В церкви была размещена мастерская металлоизделий. Когда-то батюшка Иоанн Кронштадтский, спускаясь с Карпова моста со своим большим почитателем — архитектором Борисовым, сказал: «Вот здесь ты построишь храм и похоронишь меня в нем!» Действительно, со временем этот храм был построен по проекту архитектора Борисова. Это совпало с кончиной отца Иоанна Кронштадтского. Борисов заранее предусмотрел в плитах пола гробницу с потаенным замком. Один он знал, как сдвинуть плиты. Этот монах поведал: два раза после революции приезжали из органов, искали захоронение батюшки, хотели вывезти и не находили. Монах про себя говорил: «Ищите, ищите, один Борисов знает, где открыть и где искать». И вот, рассказывает он, ночью (накануне войны или в начале войны, я не помню) стучат. Открывает он двери, входит Борисов (его привезли) и с ним трое. Борисов узнал монаха и сказал: «Ну что, брат, мы не вольны что-либо сделать!» — и открыл потаенный замок. Долго совещались эти трое. Наконец старший сказал другому: «Лезь!» Он не полез и передал команду младшему. Тот прыгнул вниз на край гробницы, а батюшка встал во весь рост в лиловато-голубой ризе и полном облачении, как был похоронен, вытянул правую руку и внятно, грозно сказал: «Нечестивцы, потоплю город в крови и уморю голодом!» — и опять лег.

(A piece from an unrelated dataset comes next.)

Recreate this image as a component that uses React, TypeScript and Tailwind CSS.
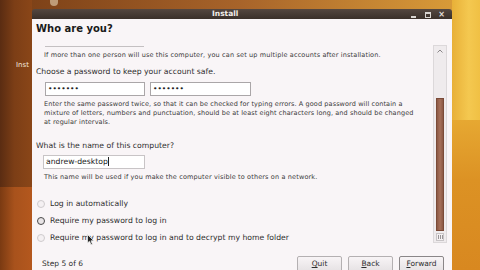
import React from "react";

const font = { fontFamily: '"DejaVu Sans", "Liberation Sans", sans-serif' };

function Radio({ checked }: { checked?: boolean }) {
  return (
    <span
      className={
        "inline-block w-[8px] h-[8px] rounded-full border " +
        (checked
          ? "border-[#4a4a4a] border-[1.5px] bg-[#e8e4e6]"
          : "border-[#cfcbcd] bg-[#f4f0f2]")
      }
    />
  );
}

function Button({ label, focused }: { label: string; focused?: boolean }) {
  return (
    <div
      className={
        "w-[45px] h-[16px] rounded-[2px] border flex items-start justify-center pt-[1px] text-[7.5px] leading-[11px] text-[#2e2e2e] bg-[linear-gradient(180deg,#f8f4f6,#e6e2e4)] " +
        (focused ? "border-[#8a8688]" : "border-[#b4b0b2]")
      }
    >
      <span>
        <span className="underline">{label[0]}</span>
        {label.slice(1)}
      </span>
    </div>
  );
}

export default function App() {
  return (
    <div className="w-[480px] h-[270px] overflow-hidden flex relative" style={font}>
      {/* left desktop strip */}
      <div className="w-[32px] h-full flex flex-col relative">
        <div className="h-[187px] bg-[linear-gradient(90deg,#5a2c12,#7c3e16_45%,#8a4618)]" />
        <div className="flex-1 bg-[linear-gradient(90deg,#7a3a12,#a8521c_45%,#b4581e)]" />
        <span className="absolute left-[16px] top-[61px] text-[7px] leading-[9px] text-[#f2e6dc]">
          Inst
        </span>
      </div>

      {/* center column */}
      <div className="w-[420px] h-full flex flex-col bg-[linear-gradient(90deg,#7e4218,#a8642a_50%,#d89a38)]">
        <div className="h-[9px] relative">
          <div className="absolute left-[18px] top-0 w-[8px] h-[6px] rounded-b-full bg-[#d8c0a0] opacity-70" />
        </div>
        <div className="flex-1 flex flex-col rounded-t-[3px] overflow-hidden">
          {/* title bar */}
          <div className="h-[12px] bg-[linear-gradient(180deg,#544740,#3a302a)] flex items-center relative">
            <span className="ml-[180px] text-[7.5px] font-bold text-[#f2eeea] leading-[10px]">
              Install
            </span>
            <div className="absolute right-[6px] top-[2px] flex items-center gap-[5px]">
              <span className="w-[9px] h-[8px] flex items-end justify-center">
                <span className="w-[5px] h-[2px] bg-[#d8d4d0] mb-[1px]" />
              </span>
              <span className="w-[9px] h-[8px] flex items-center justify-center">
                <span className="w-[6px] h-[6px] border border-[#d8d4d0] border-t-2" />
              </span>
              <span className="w-[9px] h-[8px] flex items-center justify-center text-[#e0dcd8] text-[8px] font-bold leading-[8px]">
                ×
              </span>
            </div>
          </div>

          {/* content */}
          <div className="flex-1 bg-[#f9f5f7] flex flex-col relative text-[#2e2e2e]">
            <div className="pl-[4px] pt-[4px] h-[25px] text-[10px] font-bold leading-[12px] text-[#1a1a1a]">
              Who are you?
            </div>

            <div className="flex h-[199px]">
              <div className="flex-1 pl-[4px] flex flex-col">
                <div className="ml-[9px] mt-[2px] w-[99px] h-px bg-[#c4c0c2]" />
                <div className="ml-[8px] mt-[4px] text-[6.5px] tracking-[0.15px] leading-[8px] text-[#3a3a3a] whitespace-nowrap">
                  If more than one person will use this computer, you can set up multiple accounts after installation.
                </div>
                <div className="mt-[8px] text-[7.7px] leading-[10px]">
                  Choose a password to keep your account safe.
                </div>
                <div className="mt-[5px] ml-[9px] flex gap-[5px]">
                  <div className="w-[100px] h-[14px] bg-white border border-[#aaa6a8] flex items-center pl-[2px] text-[7.5px] leading-[10px] text-[#222]">
                    •••••••
                  </div>
                  <div className="w-[101px] h-[14px] bg-white border border-[#aaa6a8] flex items-center pl-[2px] text-[7.5px] leading-[10px] text-[#222]">
                    •••••••
                  </div>
                </div>
                <div className="ml-[8px] mt-[4px] w-[372px] text-[6.5px] tracking-[0.1px] leading-[9px] text-[#3a3a3a]">
                  Enter the same password twice, so that it can be checked for typing errors. A good password will contain a mixture of letters, numbers and punctuation, should be at least eight characters long, and should be changed at regular intervals.
                </div>
                <div className="mt-[14px] text-[7.7px] leading-[10px]">
                  What is the name of this computer?
                </div>
                <div className="mt-[4px] ml-[7px] w-[102px] h-[15px] bg-white border border-[#c8c4c6] flex items-center pl-[2px] text-[7.7px] leading-[10px] text-[#222]">
                  andrew-deskto<span>p</span>
                  <span className="w-px h-[9px] bg-[#222]" />
                </div>
                <div className="ml-[8px] mt-[4px] text-[6.5px] tracking-[0.15px] leading-[8px] text-[#3a3a3a]">
                  This name will be used if you make the computer visible to others on a network.
                </div>
                <div className="mt-[17px] flex flex-col gap-[6px] text-[7.7px] leading-[11px]">
                  <div className="flex items-center gap-[5px] pl-[1px]">
                    <Radio />
                    <span>Log in automatically</span>
                  </div>
                  <div className="flex items-center gap-[5px] pl-[1px]">
                    <Radio checked />
                    <span>Require my password to log in</span>
                  </div>
                  <div className="flex items-center gap-[5px] pl-[1px]">
                    <Radio />
                    <span>Require my password to log in and to decrypt my home folder</span>
                  </div>
                </div>
              </div>

              {/* scrollbar */}
              <div className="w-[14px] mr-[5px] mt-[1px] border border-[#dcd8da] bg-[#efebed] flex flex-col items-center">
                <div className="h-[10px] w-full flex items-center justify-center text-[#8a8688]">
                  <svg width="6" height="4" viewBox="0 0 6 4">
                    <path d="M0.5 3.5 L3 1 L5.5 3.5" stroke="#8a8688" strokeWidth="1" fill="none" />
                  </svg>
                </div>
                <div className="mt-[42px] w-[8px] h-[133px] bg-[linear-gradient(90deg,#8c5844,#a6705a_50%,#8c5844)] border border-[#7a4a38]" />
                <div className="mt-[2px] w-[8px] h-[8px] border border-[#c8c4c6] bg-[#f4f0f2] flex items-center justify-center gap-[1px]">
                  <span className="w-px h-[4px] bg-[#9a9698]" />
                  <span className="w-px h-[4px] bg-[#9a9698]" />
                  <span className="w-px h-[4px] bg-[#9a9698]" />
                </div>
              </div>
            </div>

            <div className="flex items-start mt-[13px]">
              <div className="pl-[10px] pt-[3px] text-[7.5px] leading-[10px]">Step 5 of 6</div>
              <div className="ml-auto mr-[8px] flex gap-[6px]">
                <Button label="Quit" />
                <Button label="Back" />
                <Button label="Forward" focused />
              </div>
            </div>

            {/* mouse cursor */}
            <svg
              className="absolute left-[55px] top-[215px]"
              width="8"
              height="12"
              viewBox="0 0 8 12"
            >
              <path d="M0.5 0.5 L0.5 9 L2.5 7.2 L4 10.8 L5.4 10.2 L4 6.8 L6.8 6.8 Z" fill="#222" stroke="#eee" strokeWidth="0.8" />
            </svg>
          </div>
        </div>
      </div>

      {/* right desktop strip */}
      <div className="flex-1 h-full flex flex-col">
        <div className="h-[120px] bg-[linear-gradient(90deg,#e8b038,#f4c850_60%,#f0c044)]" />
        <div className="flex-1 bg-[linear-gradient(180deg,#e6a832,#dc9224_40%,#d88820)]" />
      </div>
    </div>
  );
}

Тот, кто прыгнул, был мертв, а эти двое в ужасе сказали: «Замуровывай обратно, мы скажем, что ничего не нашли». Позже, когда я вернулась, этот архитектор жил на Молчановке, и я один раз была у него с отцом Дмитрием. Он хотел отдать мне книги, в основном по церковной архитектуре, но, увы, когда мы пришли, оказалось, что он незадолго до нашего прихода умер. Этот же монах рассказал, что, будучи при батюшке Иоанне Кронштадтском, он несколько раз был свидетелем, как к нему ночью приезжал император Николай II. При последнем посещении батюшка, отвечая на его вопросы, сказал, что есть только три пути для него: уехать за границу, оставить все и стать странником в России или же стать мучеником. Император выбрал путь мученика. Вот откуда у него было полное непротивление злым, разрушительным силам: он заранее знал свой путь и будущее России. Полное смирение перед волей Божией, а не бесхарактерность, как говорили о нем.